STXBP1 encephalopathy is a prevalent neurodevelopmental disorder characterized by early-onset epilepsy, intellectual disability, motor impairment, and severe behavioral abnormalities. Converging evidence indicates that these symptoms arise from disrupted excitation–inhibition balance caused by impaired excitatory synaptic transmission and deficient recruitment of cortical parvalbumin-positive basket cells. Despite its severity, effective disease-modifying therapies remain unavailable.
Here, we tested whether chronic positive allosteric modulation of glutamatergic signaling can restore circuit function in a mouse model of STXBP1 encephalopathy.
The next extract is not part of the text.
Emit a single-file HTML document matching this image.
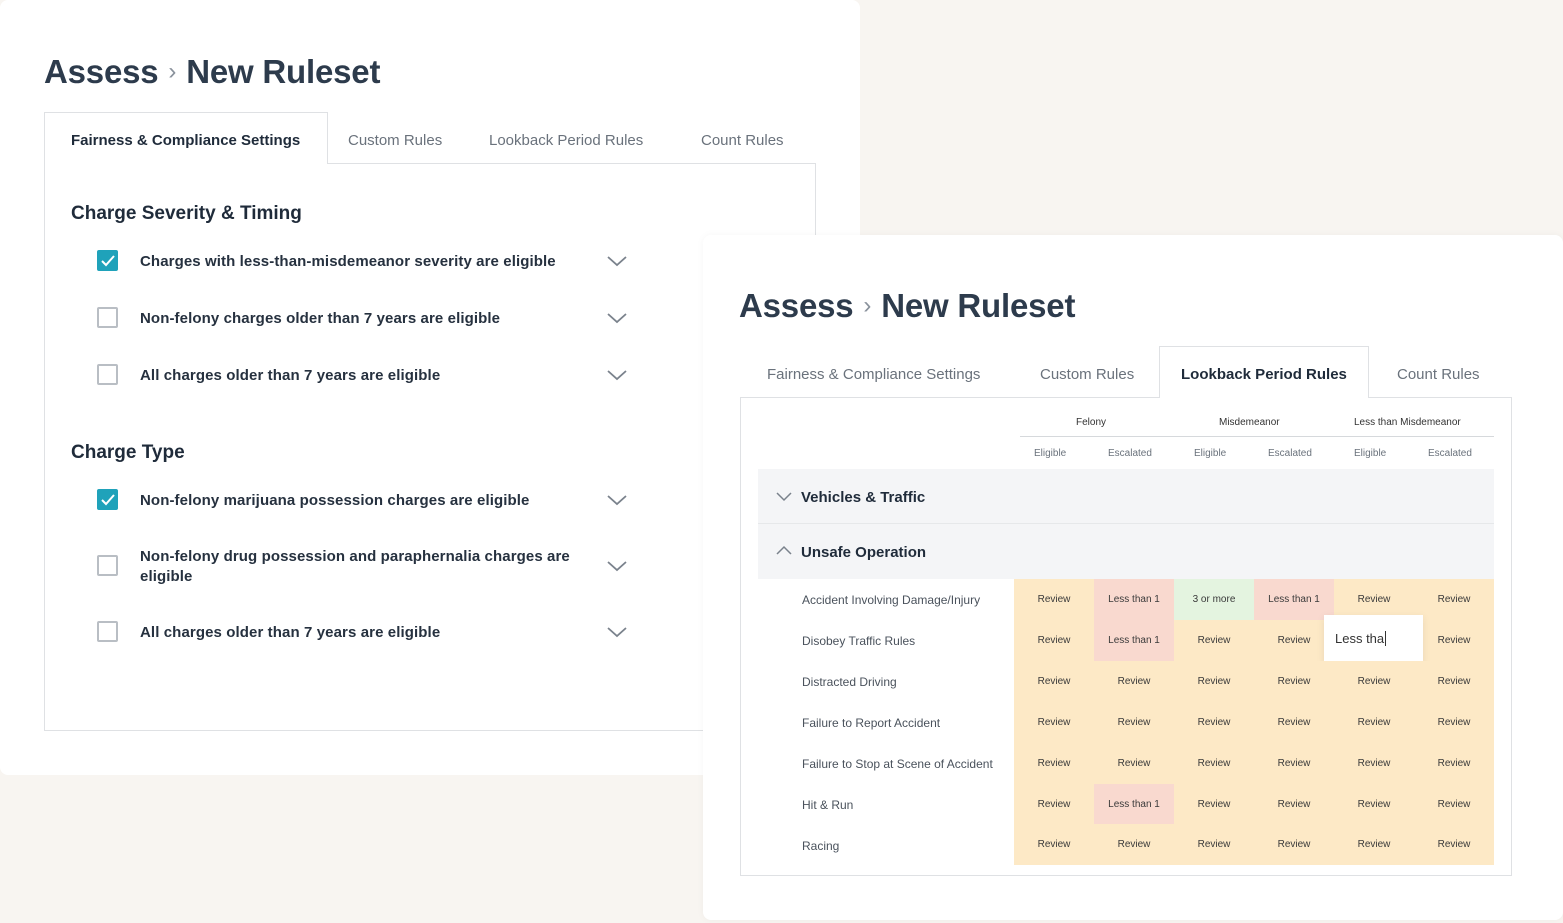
<!DOCTYPE html>
<html><head><style>
*{box-sizing:border-box;margin:0;padding:0}
body{width:1563px;height:923px;background:#f8f5f1;font-family:"Liberation Sans",sans-serif;position:relative;overflow:hidden;color:#1f2b3a}
.card{position:absolute;background:#fff;border-radius:8px}
h1{position:absolute;font-size:33px;font-weight:bold;color:#2d3b4c;letter-spacing:-0.2px}
h1 span{font-weight:normal;color:#8a929c;font-size:24px;margin:0 10px;position:relative;top:-4px}
.tab{position:absolute;font-size:15px;color:#6a727c}
.tab.act{color:#1f2b3a;font-weight:bold}
.sec{position:absolute;font-size:19px;color:#1f2b3a;font-weight:bold}
.item{position:absolute;font-size:15px;font-weight:bold;color:#26313f;line-height:20px;letter-spacing:0.1px}
.cb{position:absolute;width:21px;height:21px;border:2px solid #b9bec4;border-radius:2px;background:#fff}
.cb.on{background:#1fa2ba;border-color:#1fa2ba}
.chev{position:absolute}
.cell{position:absolute;width:80px;height:41px;font-size:10px;display:flex;align-items:center;justify-content:center;color:#3a3a3a;background:#fde9c6}
.r{background:#f9d9cf}.g{background:#e4f4e0}
.rl{position:absolute;left:802px;font-size:12px;color:#4a525c}
.sh{position:absolute;font-size:10px;color:#6a727c}
</style></head><body>
<div class="card" style="left:0;top:0;width:860px;height:775px"></div>
<h1 style="left:44px;top:53px">Assess<span>›</span>New Ruleset</h1>
<div style="position:absolute;left:44px;top:163px;width:772px;height:568px;border:1px solid #dfe1e4;border-top:none"></div>
<div style="position:absolute;left:327px;top:163px;width:489px;border-top:1px solid #dfe1e4"></div>
<div style="position:absolute;left:44px;top:112px;width:284px;height:52px;border:1px solid #dfe1e4;border-bottom:none;background:#fff"></div>
<div class="tab act" style="left:71px;top:132px">Fairness &amp; Compliance Settings</div>
<div class="tab" style="left:348px;top:132px">Custom Rules</div>
<div class="tab" style="left:489px;top:132px">Lookback Period Rules</div>
<div class="tab" style="left:701px;top:132px">Count Rules</div>
<div class="sec" style="left:71px;top:203px">Charge Severity &amp; Timing</div>
<div class="sec" style="left:71px;top:442px">Charge Type</div>

<div class="cb on" style="left:97px;top:250px"><svg width="17" height="17" viewBox="0 0 17 17"><path d="M3 9l4 4 8-9" stroke="#fff" stroke-width="2" fill="none"/></svg></div>
<div class="item" style="left:140px;top:252px">Charges with less-than-misdemeanor severity are eligible</div>
<div class="cb" style="left:97px;top:307px"></div>
<div class="item" style="left:140px;top:309px">Non-felony charges older than 7 years are eligible</div>
<div class="cb" style="left:97px;top:364px"></div>
<div class="item" style="left:140px;top:366px">All charges older than 7 years are eligible</div>
<div class="cb on" style="left:97px;top:489px"><svg width="17" height="17" viewBox="0 0 17 17"><path d="M3 9l4 4 8-9" stroke="#fff" stroke-width="2" fill="none"/></svg></div>
<div class="item" style="left:140px;top:491px">Non-felony marijuana possession charges are eligible</div>
<div class="cb" style="left:97px;top:555px"></div>
<div class="item" style="left:140px;top:547px">Non-felony drug possession and paraphernalia charges are<br>eligible</div>
<div class="cb" style="left:97px;top:621px"></div>
<div class="item" style="left:140px;top:623px">All charges older than 7 years are eligible</div>
<svg class="chev" style="left:606px;top:254px" width="22" height="14"><path d="M2 3l9 8 9-8" stroke="#7a828c" stroke-width="1.8" fill="none"/></svg>
<svg class="chev" style="left:606px;top:311px" width="22" height="14"><path d="M2 3l9 8 9-8" stroke="#7a828c" stroke-width="1.8" fill="none"/></svg>
<svg class="chev" style="left:606px;top:368px" width="22" height="14"><path d="M2 3l9 8 9-8" stroke="#7a828c" stroke-width="1.8" fill="none"/></svg>
<svg class="chev" style="left:606px;top:493px" width="22" height="14"><path d="M2 3l9 8 9-8" stroke="#7a828c" stroke-width="1.8" fill="none"/></svg>
<svg class="chev" style="left:606px;top:559px" width="22" height="14"><path d="M2 3l9 8 9-8" stroke="#7a828c" stroke-width="1.8" fill="none"/></svg>
<svg class="chev" style="left:606px;top:625px" width="22" height="14"><path d="M2 3l9 8 9-8" stroke="#7a828c" stroke-width="1.8" fill="none"/></svg>

<div class="card" style="left:703px;top:235px;width:860px;height:685px;box-shadow:0 0 8px rgba(0,0,0,0.04)"></div>
<h1 style="left:739px;top:287px">Assess<span>›</span>New Ruleset</h1>
<div style="position:absolute;left:740px;top:397px;width:772px;height:479px;border:1px solid #dfe1e4;border-top:none"></div>
<div style="position:absolute;left:740px;top:397px;width:420px;border-top:1px solid #dfe1e4"></div>
<div style="position:absolute;left:1368px;top:397px;width:144px;border-top:1px solid #dfe1e4"></div>
<div style="position:absolute;left:1159px;top:346px;width:210px;height:52px;border:1px solid #dfe1e4;border-bottom:none;background:#fff"></div>
<div class="tab" style="left:767px;top:366px">Fairness &amp; Compliance Settings</div>
<div class="tab" style="left:1040px;top:366px">Custom Rules</div>
<div class="tab act" style="left:1181px;top:366px">Lookback Period Rules</div>
<div class="tab" style="left:1397px;top:366px">Count Rules</div>

<div class="sh" style="left:1076px;top:417px;color:#333">Felony</div>
<div class="sh" style="left:1219px;top:417px;color:#333">Misdemeanor</div>
<div class="sh" style="left:1354px;top:417px;color:#333">Less than Misdemeanor</div>
<div style="position:absolute;left:1020px;top:436px;width:474px;border-top:1.5px solid #d6d9dc"></div>
<div class="sh" style="left:1034px;top:448px">Eligible</div>
<div class="sh" style="left:1108px;top:448px">Escalated</div>
<div class="sh" style="left:1194px;top:448px">Eligible</div>
<div class="sh" style="left:1268px;top:448px">Escalated</div>
<div class="sh" style="left:1354px;top:448px">Eligible</div>
<div class="sh" style="left:1428px;top:448px">Escalated</div>

<div style="position:absolute;left:758px;top:469px;width:736px;height:110px;background:#f4f5f7"></div>
<div style="position:absolute;left:758px;top:523px;width:736px;border-top:1px solid #e6e8ea"></div>
<svg class="chev" style="left:775px;top:491px" width="18" height="12"><path d="M2 2l7 7 7-7" stroke="#7a828c" stroke-width="1.5" fill="none"/></svg>
<svg class="chev" style="left:775px;top:545px" width="18" height="12"><path d="M2 9l7-7 7 7" stroke="#7a828c" stroke-width="1.5" fill="none"/></svg>
<div class="sec" style="left:801px;top:489px;font-size:15px">Vehicles &amp; Traffic</div>
<div class="sec" style="left:801px;top:544px;font-size:15px">Unsafe Operation</div>

<div style="position:absolute;left:1014px;top:579px;width:480px;height:286px;background:#fde9c6"></div>
<div class="rl" style="top:593px">Accident Involving Damage/Injury</div>
<div class="rl" style="top:634px">Disobey Traffic Rules</div>
<div class="rl" style="top:675px">Distracted Driving</div>
<div class="rl" style="top:716px">Failure to Report Accident</div>
<div class="rl" style="top:757px">Failure to Stop at Scene of Accident</div>
<div class="rl" style="top:798px">Hit &amp; Run</div>
<div class="rl" style="top:839px">Racing</div>

<div class="cell" style="left:1014px;top:579px">Review</div><div class="cell r" style="left:1094px;top:579px">Less than 1</div><div class="cell g" style="left:1174px;top:579px">3 or more</div><div class="cell r" style="left:1254px;top:579px">Less than 1</div><div class="cell" style="left:1334px;top:579px">Review</div><div class="cell" style="left:1414px;top:579px">Review</div>
<div class="cell" style="left:1014px;top:620px">Review</div><div class="cell r" style="left:1094px;top:620px">Less than 1</div><div class="cell" style="left:1174px;top:620px">Review</div><div class="cell" style="left:1254px;top:620px">Review</div><div class="cell" style="left:1414px;top:620px">Review</div>
<div style="position:absolute;left:1324px;top:615px;width:99px;height:49px;background:#fff;box-shadow:0 2px 8px rgba(0,0,0,0.08);font-size:13px;padding:16px 0 0 11px;color:#333">Less tha<span style="border-left:1px solid #333;margin-left:1px"></span></div>
<div class="cell" style="left:1014px;top:661px">Review</div><div class="cell" style="left:1094px;top:661px">Review</div><div class="cell" style="left:1174px;top:661px">Review</div><div class="cell" style="left:1254px;top:661px">Review</div><div class="cell" style="left:1334px;top:661px">Review</div><div class="cell" style="left:1414px;top:661px">Review</div>
<div class="cell" style="left:1014px;top:702px">Review</div><div class="cell" style="left:1094px;top:702px">Review</div><div class="cell" style="left:1174px;top:702px">Review</div><div class="cell" style="left:1254px;top:702px">Review</div><div class="cell" style="left:1334px;top:702px">Review</div><div class="cell" style="left:1414px;top:702px">Review</div>
<div class="cell" style="left:1014px;top:743px">Review</div><div class="cell" style="left:1094px;top:743px">Review</div><div class="cell" style="left:1174px;top:743px">Review</div><div class="cell" style="left:1254px;top:743px">Review</div><div class="cell" style="left:1334px;top:743px">Review</div><div class="cell" style="left:1414px;top:743px">Review</div>
<div class="cell" style="left:1014px;top:784px">Review</div><div class="cell r" style="left:1094px;top:784px">Less than 1</div><div class="cell" style="left:1174px;top:784px">Review</div><div class="cell" style="left:1254px;top:784px">Review</div><div class="cell" style="left:1334px;top:784px">Review</div><div class="cell" style="left:1414px;top:784px">Review</div>
<div class="cell" style="left:1014px;top:824px">Review</div><div class="cell" style="left:1094px;top:824px">Review</div><div class="cell" style="left:1174px;top:824px">Review</div><div class="cell" style="left:1254px;top:824px">Review</div><div class="cell" style="left:1334px;top:824px">Review</div><div class="cell" style="left:1414px;top:824px">Review</div>
</body></html>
Using brain slice electrophysiology, we show that treatment with an AMPA receptor positive allosteric modulator (CX516) or the NMDA receptor co-agonist precursor L-serine normalizes basket cell morphology and partially restores their functional recruitment within cortical feedforward inhibitory circuits, leading to rebalanced excitability of pyramidal neurons. Importantly, chronic in vivo treatment with L-serine resulted in a robust reduction of spontaneous seizures and produced significant improvements across multiple behavioral domains, including decreased aggressive behavior, reduced tremor and hypotonia, and improved locomotor performance.
Together, these findings identify impaired glutamatergic drive as a central mechanism underlying network, motor, and behavioral dysfunction in STXBP1 encephalopathy. They further demonstrate that sustained enhancement of glutamatergic signaling—particularly via L-serine—can restore circuit stability and ameliorate a broad spectrum of disease-relevant phenotypes, supporting its potential as a mechanism-based therapeutic strategy for early intervention.